You are correct in terms of what ways are there for you to practice. However, more than how you can prepare yourself it is good to have in mind what skills you need to master and how each of the steps you listed will help you in that task.
n my perspective there are four key skills:
a) Clarifying the problem at hand
b) Structuring an approach to the problem (a.k.a. find / apply a framework to the problem)
c) Based on the approach structured, conduct the analysis
d) Draw, synthesize and communicate conclusiongs / insights / recommendation or next steps
Referring back to your first question - "What should I look to gain from each of these steps?" and the three steps you listed.
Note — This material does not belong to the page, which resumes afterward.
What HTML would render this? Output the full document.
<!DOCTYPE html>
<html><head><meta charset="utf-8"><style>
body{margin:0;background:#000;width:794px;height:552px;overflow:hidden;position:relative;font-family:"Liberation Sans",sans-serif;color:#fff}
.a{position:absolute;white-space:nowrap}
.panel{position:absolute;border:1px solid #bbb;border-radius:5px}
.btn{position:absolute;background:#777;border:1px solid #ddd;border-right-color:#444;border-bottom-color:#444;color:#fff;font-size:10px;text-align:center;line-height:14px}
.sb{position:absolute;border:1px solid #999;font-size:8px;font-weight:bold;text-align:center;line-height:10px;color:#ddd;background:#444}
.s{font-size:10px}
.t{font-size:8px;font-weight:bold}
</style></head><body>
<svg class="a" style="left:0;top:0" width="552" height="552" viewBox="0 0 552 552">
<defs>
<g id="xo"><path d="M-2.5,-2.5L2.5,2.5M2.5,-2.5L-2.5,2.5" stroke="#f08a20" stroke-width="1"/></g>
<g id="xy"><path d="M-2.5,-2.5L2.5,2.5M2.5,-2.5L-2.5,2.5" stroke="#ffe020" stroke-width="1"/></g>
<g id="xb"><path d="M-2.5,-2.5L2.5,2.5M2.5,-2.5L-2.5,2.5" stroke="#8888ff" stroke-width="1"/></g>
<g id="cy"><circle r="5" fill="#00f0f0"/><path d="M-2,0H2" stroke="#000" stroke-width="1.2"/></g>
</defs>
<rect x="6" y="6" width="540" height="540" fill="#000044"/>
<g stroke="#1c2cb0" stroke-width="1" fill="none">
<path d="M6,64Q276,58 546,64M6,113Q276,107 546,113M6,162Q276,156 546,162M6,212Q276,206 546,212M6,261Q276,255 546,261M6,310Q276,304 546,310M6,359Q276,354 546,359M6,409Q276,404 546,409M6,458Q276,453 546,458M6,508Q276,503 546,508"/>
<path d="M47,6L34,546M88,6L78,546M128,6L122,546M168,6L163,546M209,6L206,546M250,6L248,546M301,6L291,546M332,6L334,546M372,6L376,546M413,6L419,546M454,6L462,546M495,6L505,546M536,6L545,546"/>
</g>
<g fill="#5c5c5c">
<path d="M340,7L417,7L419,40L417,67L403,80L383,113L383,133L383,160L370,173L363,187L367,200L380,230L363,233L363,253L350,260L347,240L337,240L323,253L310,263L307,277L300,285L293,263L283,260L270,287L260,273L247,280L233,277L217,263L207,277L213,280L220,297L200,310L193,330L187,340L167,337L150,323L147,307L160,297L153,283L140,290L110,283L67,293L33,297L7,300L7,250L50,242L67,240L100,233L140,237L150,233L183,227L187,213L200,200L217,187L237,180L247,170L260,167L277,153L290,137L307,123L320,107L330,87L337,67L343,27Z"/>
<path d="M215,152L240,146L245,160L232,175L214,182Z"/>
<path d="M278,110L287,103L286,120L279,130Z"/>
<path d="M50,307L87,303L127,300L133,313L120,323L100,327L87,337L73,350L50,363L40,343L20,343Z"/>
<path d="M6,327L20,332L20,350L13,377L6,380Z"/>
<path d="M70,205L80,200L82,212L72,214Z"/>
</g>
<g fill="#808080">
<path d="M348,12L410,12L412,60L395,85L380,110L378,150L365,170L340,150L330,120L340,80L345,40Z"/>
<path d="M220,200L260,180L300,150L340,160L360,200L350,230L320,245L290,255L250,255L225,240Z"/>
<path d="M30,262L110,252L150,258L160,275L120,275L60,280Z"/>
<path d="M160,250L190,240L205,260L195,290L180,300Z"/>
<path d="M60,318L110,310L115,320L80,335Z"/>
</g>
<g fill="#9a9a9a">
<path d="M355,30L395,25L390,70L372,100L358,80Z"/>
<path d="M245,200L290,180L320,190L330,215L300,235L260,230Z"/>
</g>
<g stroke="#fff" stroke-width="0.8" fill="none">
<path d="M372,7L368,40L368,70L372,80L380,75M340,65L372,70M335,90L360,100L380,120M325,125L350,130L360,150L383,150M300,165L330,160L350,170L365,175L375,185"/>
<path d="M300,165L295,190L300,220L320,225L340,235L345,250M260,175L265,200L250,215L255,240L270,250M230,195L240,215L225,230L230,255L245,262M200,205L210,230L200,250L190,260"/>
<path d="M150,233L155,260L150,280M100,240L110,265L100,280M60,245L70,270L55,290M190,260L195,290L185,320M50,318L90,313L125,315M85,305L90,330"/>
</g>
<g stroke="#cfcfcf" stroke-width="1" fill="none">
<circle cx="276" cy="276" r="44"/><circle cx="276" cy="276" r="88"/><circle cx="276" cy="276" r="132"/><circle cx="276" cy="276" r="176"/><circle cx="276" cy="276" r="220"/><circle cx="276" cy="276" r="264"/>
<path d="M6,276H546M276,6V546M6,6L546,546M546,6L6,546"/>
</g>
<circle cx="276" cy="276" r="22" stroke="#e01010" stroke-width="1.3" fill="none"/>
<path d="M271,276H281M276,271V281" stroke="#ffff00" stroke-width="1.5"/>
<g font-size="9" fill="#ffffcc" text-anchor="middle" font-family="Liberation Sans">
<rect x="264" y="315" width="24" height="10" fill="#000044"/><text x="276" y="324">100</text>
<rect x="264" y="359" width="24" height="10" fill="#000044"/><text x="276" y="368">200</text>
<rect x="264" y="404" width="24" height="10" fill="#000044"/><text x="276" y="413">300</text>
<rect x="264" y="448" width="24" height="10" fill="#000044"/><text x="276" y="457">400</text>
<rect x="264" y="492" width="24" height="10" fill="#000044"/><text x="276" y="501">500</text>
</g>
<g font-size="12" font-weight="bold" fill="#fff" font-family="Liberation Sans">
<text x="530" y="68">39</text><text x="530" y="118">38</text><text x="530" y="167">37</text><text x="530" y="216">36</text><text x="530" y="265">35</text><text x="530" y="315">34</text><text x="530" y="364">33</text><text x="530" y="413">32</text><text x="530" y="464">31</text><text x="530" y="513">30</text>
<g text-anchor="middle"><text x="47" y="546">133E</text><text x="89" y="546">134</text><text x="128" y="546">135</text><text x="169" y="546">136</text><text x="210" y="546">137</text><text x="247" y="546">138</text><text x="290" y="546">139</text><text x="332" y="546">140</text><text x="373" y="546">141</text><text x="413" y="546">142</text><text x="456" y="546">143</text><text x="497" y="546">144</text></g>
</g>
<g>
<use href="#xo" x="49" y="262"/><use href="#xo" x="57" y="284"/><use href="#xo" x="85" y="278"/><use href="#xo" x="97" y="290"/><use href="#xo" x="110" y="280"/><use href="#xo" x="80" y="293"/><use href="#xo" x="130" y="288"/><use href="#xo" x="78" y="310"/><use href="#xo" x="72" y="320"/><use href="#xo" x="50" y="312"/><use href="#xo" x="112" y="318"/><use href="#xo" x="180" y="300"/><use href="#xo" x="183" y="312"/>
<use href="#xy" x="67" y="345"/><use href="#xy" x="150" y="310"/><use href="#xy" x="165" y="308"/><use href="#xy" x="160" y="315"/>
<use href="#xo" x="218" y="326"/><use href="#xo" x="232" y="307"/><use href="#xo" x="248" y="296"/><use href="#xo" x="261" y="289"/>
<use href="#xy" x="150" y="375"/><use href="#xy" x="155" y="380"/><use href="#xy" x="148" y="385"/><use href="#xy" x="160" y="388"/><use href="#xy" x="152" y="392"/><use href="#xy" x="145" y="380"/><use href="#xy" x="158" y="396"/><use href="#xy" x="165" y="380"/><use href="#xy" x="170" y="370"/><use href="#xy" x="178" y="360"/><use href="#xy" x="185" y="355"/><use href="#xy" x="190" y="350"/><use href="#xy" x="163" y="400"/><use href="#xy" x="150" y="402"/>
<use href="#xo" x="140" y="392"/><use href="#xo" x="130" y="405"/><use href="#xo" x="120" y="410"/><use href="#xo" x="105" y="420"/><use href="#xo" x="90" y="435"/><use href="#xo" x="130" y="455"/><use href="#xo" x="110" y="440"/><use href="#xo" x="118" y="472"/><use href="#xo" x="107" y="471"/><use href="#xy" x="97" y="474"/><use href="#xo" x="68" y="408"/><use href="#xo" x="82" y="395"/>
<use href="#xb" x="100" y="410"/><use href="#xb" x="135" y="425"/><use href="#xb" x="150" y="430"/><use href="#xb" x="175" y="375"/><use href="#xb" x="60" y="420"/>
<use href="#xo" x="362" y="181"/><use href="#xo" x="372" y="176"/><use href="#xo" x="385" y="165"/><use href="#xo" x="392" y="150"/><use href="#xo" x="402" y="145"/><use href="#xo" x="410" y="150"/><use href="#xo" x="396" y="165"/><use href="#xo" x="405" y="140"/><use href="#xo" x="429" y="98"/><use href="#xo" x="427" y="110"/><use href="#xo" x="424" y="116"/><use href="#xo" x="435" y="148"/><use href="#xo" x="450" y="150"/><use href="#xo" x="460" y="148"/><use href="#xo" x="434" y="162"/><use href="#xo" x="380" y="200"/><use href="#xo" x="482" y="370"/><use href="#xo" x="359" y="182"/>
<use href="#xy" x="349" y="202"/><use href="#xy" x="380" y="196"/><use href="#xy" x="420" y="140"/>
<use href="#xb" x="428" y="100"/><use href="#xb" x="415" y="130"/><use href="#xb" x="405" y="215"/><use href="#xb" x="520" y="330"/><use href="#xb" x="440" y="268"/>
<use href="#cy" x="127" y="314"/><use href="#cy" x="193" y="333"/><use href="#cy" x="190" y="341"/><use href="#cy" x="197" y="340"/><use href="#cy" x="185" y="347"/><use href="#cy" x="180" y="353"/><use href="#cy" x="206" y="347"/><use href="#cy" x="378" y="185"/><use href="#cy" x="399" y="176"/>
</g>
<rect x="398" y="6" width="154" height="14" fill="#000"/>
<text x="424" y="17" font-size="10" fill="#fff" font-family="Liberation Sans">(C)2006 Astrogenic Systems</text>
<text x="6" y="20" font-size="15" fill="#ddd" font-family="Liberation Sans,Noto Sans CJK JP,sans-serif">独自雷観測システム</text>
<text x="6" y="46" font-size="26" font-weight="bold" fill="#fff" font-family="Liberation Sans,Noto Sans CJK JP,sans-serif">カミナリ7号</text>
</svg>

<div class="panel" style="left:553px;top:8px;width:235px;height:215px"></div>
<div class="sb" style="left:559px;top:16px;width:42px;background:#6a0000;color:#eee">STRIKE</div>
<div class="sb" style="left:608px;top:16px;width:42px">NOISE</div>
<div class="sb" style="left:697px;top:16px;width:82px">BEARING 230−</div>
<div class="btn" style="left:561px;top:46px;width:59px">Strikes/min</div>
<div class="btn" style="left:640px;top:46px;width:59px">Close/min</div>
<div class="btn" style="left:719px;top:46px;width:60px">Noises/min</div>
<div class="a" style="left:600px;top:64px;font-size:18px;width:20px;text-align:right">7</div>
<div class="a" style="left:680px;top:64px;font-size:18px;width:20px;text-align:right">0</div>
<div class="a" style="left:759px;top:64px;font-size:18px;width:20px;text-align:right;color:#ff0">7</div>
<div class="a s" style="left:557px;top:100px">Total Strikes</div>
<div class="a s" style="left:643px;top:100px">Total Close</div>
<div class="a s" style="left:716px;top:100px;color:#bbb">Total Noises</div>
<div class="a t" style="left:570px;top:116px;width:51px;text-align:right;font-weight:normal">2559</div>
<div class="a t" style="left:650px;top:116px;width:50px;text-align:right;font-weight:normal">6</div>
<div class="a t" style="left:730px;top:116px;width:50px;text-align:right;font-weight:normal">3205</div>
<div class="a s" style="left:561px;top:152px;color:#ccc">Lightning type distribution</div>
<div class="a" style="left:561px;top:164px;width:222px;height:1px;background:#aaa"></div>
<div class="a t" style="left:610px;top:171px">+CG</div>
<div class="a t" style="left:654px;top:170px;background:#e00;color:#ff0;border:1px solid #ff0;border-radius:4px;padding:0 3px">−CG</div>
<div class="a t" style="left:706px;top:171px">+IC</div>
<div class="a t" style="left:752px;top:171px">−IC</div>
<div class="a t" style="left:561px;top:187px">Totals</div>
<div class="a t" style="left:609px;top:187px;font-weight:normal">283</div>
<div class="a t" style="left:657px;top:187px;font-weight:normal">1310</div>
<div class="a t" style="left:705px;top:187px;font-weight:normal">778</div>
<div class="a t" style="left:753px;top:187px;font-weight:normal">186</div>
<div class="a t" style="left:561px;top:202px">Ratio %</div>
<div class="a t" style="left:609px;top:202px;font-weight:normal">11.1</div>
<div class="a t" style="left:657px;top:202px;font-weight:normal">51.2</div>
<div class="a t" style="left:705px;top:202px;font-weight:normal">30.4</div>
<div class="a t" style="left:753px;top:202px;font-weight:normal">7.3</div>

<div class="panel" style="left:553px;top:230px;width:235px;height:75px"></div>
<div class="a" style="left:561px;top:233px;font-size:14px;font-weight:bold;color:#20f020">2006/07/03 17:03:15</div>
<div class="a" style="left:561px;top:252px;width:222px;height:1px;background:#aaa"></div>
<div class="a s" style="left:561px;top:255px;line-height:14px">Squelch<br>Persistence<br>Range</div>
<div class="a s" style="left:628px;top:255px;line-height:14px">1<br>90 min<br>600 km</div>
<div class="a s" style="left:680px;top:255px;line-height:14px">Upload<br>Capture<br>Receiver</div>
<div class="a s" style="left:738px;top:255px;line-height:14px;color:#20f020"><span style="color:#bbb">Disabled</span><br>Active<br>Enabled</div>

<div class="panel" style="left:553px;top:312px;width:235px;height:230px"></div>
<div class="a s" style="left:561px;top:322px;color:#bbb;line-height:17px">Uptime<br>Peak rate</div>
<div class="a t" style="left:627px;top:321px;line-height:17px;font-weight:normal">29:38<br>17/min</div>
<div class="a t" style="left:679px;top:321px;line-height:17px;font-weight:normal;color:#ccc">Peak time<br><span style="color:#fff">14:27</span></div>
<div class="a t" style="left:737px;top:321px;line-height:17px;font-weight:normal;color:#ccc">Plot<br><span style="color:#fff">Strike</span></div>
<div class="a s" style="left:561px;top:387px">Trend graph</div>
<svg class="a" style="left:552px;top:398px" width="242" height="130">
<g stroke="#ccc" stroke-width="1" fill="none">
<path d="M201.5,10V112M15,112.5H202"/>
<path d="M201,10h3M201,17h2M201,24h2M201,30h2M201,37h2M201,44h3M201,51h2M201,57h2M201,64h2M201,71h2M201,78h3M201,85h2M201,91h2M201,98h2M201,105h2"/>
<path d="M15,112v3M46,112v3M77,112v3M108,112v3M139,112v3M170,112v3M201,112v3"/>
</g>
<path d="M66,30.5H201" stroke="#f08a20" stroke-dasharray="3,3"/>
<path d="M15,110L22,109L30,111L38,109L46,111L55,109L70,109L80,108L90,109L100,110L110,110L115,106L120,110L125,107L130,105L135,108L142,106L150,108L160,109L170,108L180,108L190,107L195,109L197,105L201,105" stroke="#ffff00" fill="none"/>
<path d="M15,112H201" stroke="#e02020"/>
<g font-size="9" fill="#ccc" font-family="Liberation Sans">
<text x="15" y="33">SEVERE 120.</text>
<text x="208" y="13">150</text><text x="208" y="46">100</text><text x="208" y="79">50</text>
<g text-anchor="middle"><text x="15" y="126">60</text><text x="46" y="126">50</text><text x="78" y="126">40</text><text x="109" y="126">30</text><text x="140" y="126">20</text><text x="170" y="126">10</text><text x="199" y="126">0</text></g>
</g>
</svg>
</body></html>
Steps 1 & 2 will give you a good perspective on what is expected from a top-notch candidate in each of the four skills. Step 1 will help you with understanding what is a good and structured approach to the different problems. Step 2 will help you understand the best ways to clarify the problem at hand, how to go about your approach conducting the analyses and how to synthesize your findings, conclusions and recommendations. Finally, Step 3 will help you become fluent in all the four skills.
In terms of "When you should move to the next step?", there is no general rule, as those three steps will probably overlap (i.e. you'll probably refer back to the frameworks while practicing actual cases). Anyhow, my advice would be:
a) read the materials that you find relevant (I personally recommend Case Interview Secrets by Victor Cheng, that will cover steps 1 & 2);
b) Start practicing after having read the materials - this should take ~80% of your prep time (e.g. if you have ten days to practice, you should dedicate ~8 days for practicing cases)
I hope it helps!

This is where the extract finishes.